Reinsurer & investor demand to squeeze returns on riskier layers

by Artemis on May 15, 2015

With the mid-year reinsurance renewals fast approaching market participants are reporting that demand from traditional reinsurers for higher priced business, and from ILS investors for higher yielding layers of risk, are combining to squeeze returns on riskier program layers.

At a time when overall pricing and rates are expected to decline by as much as 10% across the reinsurance renewals, it’s becoming apparent that the stability being witnessed on some programs, in terms of year-on-year renewal pricing, is likely to be on the lower risk, lower yielding layers.

There is a general opinion in the market, among participants Artemis has spoken with in advance of the renewal, that where stability is being seen the most is on the more remote layers of risk. Here reinsurers see pricing nearing technical levels and it is considered impossible to squeeze risk spreads any further by capital market investors.

Additionally, demand from both traditional reinsurance firms and ILS fund managers and investors is focused on lower layers of risk, where the risk pricing or spread is considered more attractive. Having witnessed price declines at consecutive renewals, both reinsurers and ILS players are seeking out higher priced deals, which ultimately means taking on more risk.

Reinsurance broker Willis Re recently highlighted exactly this trend in a report, saying that it was noticing that “Investors seem keen to take more risk and risk spreads for riskier deals continue to compress.”

At the same time that the broker noticed heightened demand for riskier layers from capital market investors, it also noted on the more remote layers that “Demand is steady with risk spreads remaining in equilibrium.”

That backs up exactly what we hear from market participants in the run up to the June and July reinsurance renewals. That both traditional reinsurers and ILS managers or investors are increasingly attracted to higher risk layers, as they seek out enhanced risk adjusted returns.

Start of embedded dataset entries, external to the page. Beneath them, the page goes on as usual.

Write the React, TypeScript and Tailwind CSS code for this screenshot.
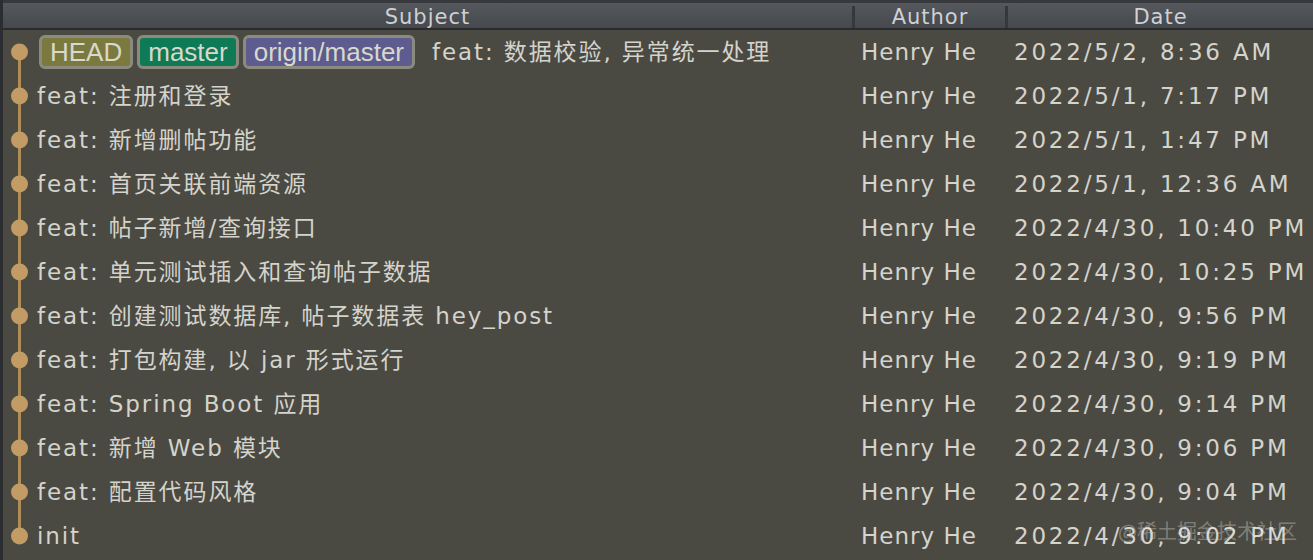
import React from "react";

type Commit = {
  subject: string;
  author: string;
  date: string;
  refs?: { label: string; className: string }[];
};

const commits: Commit[] = [
  {
    subject: "feat: 数据校验, 异常统一处理",
    author: "Henry He",
    date: "2022/5/2, 8:36 AM",
    refs: [
      { label: "HEAD", className: "bg-[#7b7a3e]" },
      { label: "master", className: "bg-[#0f7a56]" },
      { label: "origin/master", className: "bg-[#5e5b8f]" },
    ],
  },
  { subject: "feat: 注册和登录", author: "Henry He", date: "2022/5/1, 7:17 PM" },
  { subject: "feat: 新增删帖功能", author: "Henry He", date: "2022/5/1, 1:47 PM" },
  { subject: "feat: 首页关联前端资源", author: "Henry He", date: "2022/5/1, 12:36 AM" },
  { subject: "feat: 帖子新增/查询接口", author: "Henry He", date: "2022/4/30, 10:40 PM" },
  { subject: "feat: 单元测试插入和查询帖子数据", author: "Henry He", date: "2022/4/30, 10:25 PM" },
  { subject: "feat: 创建测试数据库, 帖子数据表 hey_post", author: "Henry He", date: "2022/4/30, 9:56 PM" },
  { subject: "feat: 打包构建, 以 jar 形式运行", author: "Henry He", date: "2022/4/30, 9:19 PM" },
  { subject: "feat: Spring Boot 应用", author: "Henry He", date: "2022/4/30, 9:14 PM" },
  { subject: "feat: 新增 Web 模块", author: "Henry He", date: "2022/4/30, 9:06 PM" },
  { subject: "feat: 配置代码风格", author: "Henry He", date: "2022/4/30, 9:04 PM" },
  { subject: "init", author: "Henry He", date: "2022/4/30, 9:02 PM" },
];

const textFont = "font-['DejaVu_Sans','Noto_Sans_CJK_SC',sans-serif]";

function GraphCell({ first, last }: { first: boolean; last: boolean }) {
  return (
    <div className="relative w-[34px] h-full shrink-0">
      {!first && <div className="absolute left-[15px] top-0 h-1/2 w-[3px] bg-[#b08d57]" />}
      {!last && <div className="absolute left-[15px] top-1/2 h-1/2 w-[3px] bg-[#b08d57]" />}
      <div className="absolute left-[8px] top-1/2 -translate-y-1/2 w-[17px] h-[17px] rounded-full bg-[#c29c64]" />
    </div>
  );
}

export default function App() {
  return (
    <div className={`relative w-[1313px] h-[560px] overflow-hidden bg-[#4b4a42] border-l-[3px] border-[#2c2d30] ${textFont}`}>
      {/* Column header */}
      <div className="flex h-[30px] pt-[3px] border-t-[3px] border-t-[#38393c] border-b-[2px] border-b-[#2a2b2e] bg-gradient-to-b from-[#55585d] to-[#45484c] text-[21px] leading-none tracking-[1px] text-[#cfd0d3]">
        <div className="w-[849px] flex items-center justify-center">Subject</div>
        <div className="w-[153px] flex items-center justify-center border-l-[3px] border-[#36383b]">Author</div>
        <div className="flex-1 flex items-center justify-center border-l-[3px] border-[#36383b]">Date</div>
      </div>

      {/* Commit rows */}
      <div className="flex flex-col">
        {commits.map((c, i) => (
          <div key={i} className="flex items-center h-[44px] text-[#d4d3cc]">
            <GraphCell first={i === 0} last={i === commits.length - 1} />
            <div className="w-[815px] flex items-center gap-[4px] text-[23px] tracking-[1.9px] whitespace-nowrap">
              {c.refs &&
                c.refs.map((r, j) => (
                  <span
                    key={r.label}
                    className={`${r.className} ${j === 0 ? "ml-[2px]" : ""} h-[34px] px-[8px] flex items-center rounded-[6px] border-[3px] border-[#8b8a7f] font-['Liberation_Sans',sans-serif] text-[26px] tracking-normal text-[#d8d8cc]`}
                  >
                    {r.label}
                  </span>
                ))}
              <span className={c.refs ? "ml-[13px]" : ""}>{c.subject}</span>
            </div>
            <div className="w-[153px] pl-[9px] text-[23px] tracking-[1px] whitespace-nowrap">{c.author}</div>
            <div className="flex-1 pl-[9px] text-[23px] tracking-[2.8px] whitespace-nowrap">{c.date}</div>
          </div>
        ))}
      </div>

      {/* Watermark */}
      <div className="absolute right-[16px] bottom-[14px] text-[20px] text-white/30 font-['Noto_Sans_CJK_SC',sans-serif] pointer-events-none">
        @稀土掘金技术社区
      </div>
    </div>
  );
}
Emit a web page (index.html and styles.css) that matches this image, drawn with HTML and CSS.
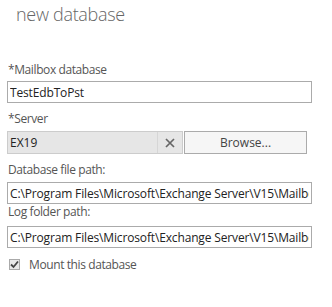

It also backs up recent secondary catastrophe bond and ILS market trends, which have seen lower yielding bond prices decline in the last two months. The lack of attraction to some of these notes is partly responsible, as investors seek out better returns from higher risk deals.

With this in mind it’s likely that the greatest price declines at the mid-year renewals will be seen on the more risky layers of reinsurance programmes, while more remote layers have neared the bottom of both reinsurance company and ILS investor risk appetite, leaving little room for further declines.

Of course, whatever layer in the tower pricing pressure occurs it will further erode the natural returns that reinsurers have been making. As ILS players increasingly move into the more working layers of reinsurance programmes the impact to traditional players continues and will grow.

On the other hand, as ILS players display an increasing appetite for riskier layers of reinsurance programmes they will suffer more frequent losses as a result. That puts an additional burden on ILS manager resources. It takes people to manage claims payments under collateralized reinsurance as well as traditional contracts, ensuring that ILS team expansion will likely continue as well.

The competition looks set to move to higher risk layers as reinsurers and ILS managers look for better risk spreads from the business underwritten. That should accelerate the chances of stabilisation being witnessed in pricing across the spectrum of risks, rather than just at certain, less risky, layers.